| INSTRUCTIONS FOR THE TASK |
Filter these entries so that only lines with the word "styles" remain.

| RECORDS FOR PROCESSING |
((
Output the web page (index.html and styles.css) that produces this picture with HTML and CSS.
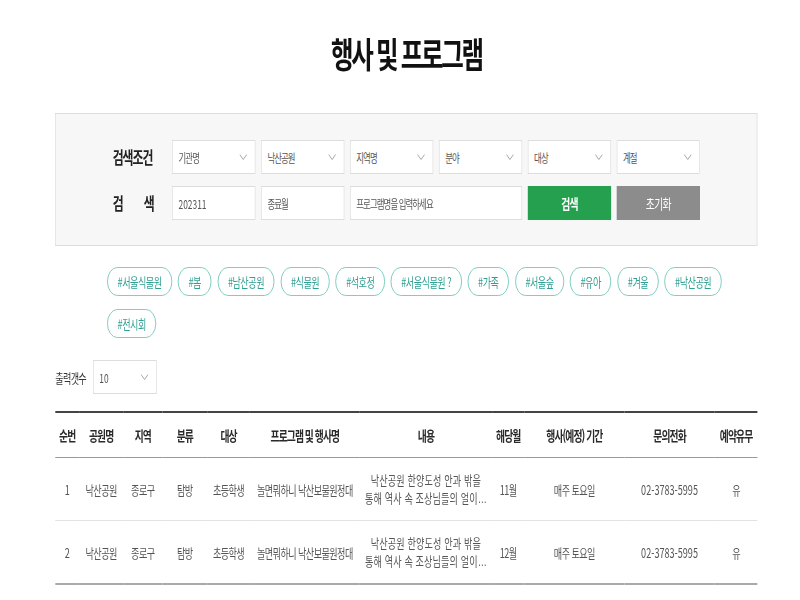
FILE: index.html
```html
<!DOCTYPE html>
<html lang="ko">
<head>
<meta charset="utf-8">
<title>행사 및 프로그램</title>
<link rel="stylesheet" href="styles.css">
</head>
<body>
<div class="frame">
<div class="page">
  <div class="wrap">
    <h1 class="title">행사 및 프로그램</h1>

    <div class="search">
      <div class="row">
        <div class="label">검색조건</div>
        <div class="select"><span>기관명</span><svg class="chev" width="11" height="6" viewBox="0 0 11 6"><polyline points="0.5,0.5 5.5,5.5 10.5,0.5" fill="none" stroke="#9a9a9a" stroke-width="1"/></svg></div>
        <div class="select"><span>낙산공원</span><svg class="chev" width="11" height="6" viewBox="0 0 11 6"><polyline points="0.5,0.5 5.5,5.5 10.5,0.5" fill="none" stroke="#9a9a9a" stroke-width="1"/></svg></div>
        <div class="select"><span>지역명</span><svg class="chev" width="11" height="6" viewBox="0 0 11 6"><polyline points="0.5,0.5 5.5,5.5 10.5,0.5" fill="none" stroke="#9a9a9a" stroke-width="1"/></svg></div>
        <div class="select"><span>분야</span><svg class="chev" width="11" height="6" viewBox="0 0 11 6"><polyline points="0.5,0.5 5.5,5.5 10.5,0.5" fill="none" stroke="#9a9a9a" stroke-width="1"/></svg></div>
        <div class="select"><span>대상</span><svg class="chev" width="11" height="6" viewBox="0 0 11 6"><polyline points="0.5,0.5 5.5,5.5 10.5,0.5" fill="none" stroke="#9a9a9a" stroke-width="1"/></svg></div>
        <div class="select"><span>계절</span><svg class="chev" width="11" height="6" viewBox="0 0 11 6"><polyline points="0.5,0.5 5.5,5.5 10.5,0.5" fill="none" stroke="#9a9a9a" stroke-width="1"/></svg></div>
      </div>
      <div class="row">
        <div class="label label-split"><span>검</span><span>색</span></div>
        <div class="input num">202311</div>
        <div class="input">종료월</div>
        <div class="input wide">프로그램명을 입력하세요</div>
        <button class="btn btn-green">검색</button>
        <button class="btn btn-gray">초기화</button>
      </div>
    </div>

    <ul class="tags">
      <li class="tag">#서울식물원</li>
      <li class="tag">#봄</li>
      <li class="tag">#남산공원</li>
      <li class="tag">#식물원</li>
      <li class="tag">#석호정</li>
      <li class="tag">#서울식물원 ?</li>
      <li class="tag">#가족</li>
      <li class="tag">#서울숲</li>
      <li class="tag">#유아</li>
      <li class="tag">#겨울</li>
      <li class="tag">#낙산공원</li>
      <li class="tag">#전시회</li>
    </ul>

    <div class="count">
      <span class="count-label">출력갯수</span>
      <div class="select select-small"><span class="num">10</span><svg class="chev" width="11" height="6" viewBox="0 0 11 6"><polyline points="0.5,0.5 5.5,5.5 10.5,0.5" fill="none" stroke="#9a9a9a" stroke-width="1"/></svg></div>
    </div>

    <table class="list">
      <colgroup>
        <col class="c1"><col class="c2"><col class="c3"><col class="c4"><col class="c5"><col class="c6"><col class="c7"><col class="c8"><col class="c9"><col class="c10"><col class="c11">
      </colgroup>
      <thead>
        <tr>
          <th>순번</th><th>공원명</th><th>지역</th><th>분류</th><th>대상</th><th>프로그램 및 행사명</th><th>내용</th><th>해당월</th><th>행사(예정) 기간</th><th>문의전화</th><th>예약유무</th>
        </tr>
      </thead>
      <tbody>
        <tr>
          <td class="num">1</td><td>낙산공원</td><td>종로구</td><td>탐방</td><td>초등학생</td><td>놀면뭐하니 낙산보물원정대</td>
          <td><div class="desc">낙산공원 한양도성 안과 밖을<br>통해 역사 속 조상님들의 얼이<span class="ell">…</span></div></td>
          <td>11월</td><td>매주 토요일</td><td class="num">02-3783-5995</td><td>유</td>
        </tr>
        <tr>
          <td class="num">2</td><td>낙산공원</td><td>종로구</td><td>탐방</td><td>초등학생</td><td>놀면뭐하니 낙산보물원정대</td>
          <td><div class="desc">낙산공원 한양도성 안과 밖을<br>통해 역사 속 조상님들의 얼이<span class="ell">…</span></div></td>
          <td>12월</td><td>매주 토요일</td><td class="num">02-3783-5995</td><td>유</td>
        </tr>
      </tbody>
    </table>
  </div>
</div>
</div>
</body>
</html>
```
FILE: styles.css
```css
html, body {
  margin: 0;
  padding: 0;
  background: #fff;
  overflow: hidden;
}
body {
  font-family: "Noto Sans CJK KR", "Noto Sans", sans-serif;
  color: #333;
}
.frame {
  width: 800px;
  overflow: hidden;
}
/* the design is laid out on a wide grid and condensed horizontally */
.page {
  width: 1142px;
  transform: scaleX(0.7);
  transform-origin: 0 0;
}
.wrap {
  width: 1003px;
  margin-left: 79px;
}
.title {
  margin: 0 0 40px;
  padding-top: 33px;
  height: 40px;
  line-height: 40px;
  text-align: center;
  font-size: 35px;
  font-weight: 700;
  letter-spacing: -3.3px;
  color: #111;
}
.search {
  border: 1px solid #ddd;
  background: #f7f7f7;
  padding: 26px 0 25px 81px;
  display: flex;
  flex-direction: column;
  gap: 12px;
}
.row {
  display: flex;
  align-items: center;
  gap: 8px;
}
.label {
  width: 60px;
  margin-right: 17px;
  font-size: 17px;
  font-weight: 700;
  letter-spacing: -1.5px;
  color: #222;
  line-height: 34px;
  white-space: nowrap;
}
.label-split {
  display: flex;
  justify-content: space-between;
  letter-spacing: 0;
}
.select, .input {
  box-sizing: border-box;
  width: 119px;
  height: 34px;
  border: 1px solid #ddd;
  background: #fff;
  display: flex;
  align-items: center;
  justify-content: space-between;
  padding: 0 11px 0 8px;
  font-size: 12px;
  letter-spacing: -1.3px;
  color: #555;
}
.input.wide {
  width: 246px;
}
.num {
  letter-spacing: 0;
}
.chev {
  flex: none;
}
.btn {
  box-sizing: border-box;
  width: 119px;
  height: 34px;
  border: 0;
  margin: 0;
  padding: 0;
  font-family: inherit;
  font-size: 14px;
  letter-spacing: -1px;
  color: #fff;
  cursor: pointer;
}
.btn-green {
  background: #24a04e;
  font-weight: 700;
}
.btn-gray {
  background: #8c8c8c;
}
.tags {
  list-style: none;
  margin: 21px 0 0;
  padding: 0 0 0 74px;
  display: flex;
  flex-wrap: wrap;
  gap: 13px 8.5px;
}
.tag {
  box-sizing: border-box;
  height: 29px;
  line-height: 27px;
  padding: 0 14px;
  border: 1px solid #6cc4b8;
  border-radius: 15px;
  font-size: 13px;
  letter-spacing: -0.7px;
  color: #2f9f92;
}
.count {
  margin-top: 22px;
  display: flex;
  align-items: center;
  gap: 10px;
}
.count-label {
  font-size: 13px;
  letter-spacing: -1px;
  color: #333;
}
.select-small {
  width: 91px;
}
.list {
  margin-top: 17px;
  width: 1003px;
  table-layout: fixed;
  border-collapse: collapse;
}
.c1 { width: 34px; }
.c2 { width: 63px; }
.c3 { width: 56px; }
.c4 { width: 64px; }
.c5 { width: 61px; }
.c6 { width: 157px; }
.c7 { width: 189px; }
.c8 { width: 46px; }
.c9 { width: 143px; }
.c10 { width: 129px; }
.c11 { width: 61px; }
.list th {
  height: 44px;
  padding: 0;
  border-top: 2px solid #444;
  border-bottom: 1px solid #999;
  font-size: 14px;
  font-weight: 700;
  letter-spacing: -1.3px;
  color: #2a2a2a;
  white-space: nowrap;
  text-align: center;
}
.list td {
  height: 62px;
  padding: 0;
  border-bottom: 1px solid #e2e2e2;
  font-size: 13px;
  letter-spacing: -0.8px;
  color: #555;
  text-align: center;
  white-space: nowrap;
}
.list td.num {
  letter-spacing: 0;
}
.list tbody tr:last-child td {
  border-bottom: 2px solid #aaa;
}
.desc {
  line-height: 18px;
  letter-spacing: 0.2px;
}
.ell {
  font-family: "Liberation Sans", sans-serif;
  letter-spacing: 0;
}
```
))
((
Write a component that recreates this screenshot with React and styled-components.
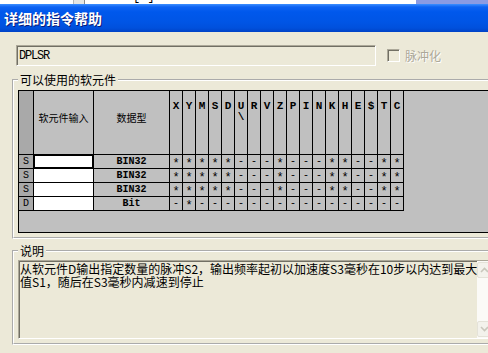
))
| FULL ANSWER |
Output the web page (index.html and styles.css) that produces this picture with HTML and CSS.
<link rel="stylesheet" href="styles.css">
FILE: styles.css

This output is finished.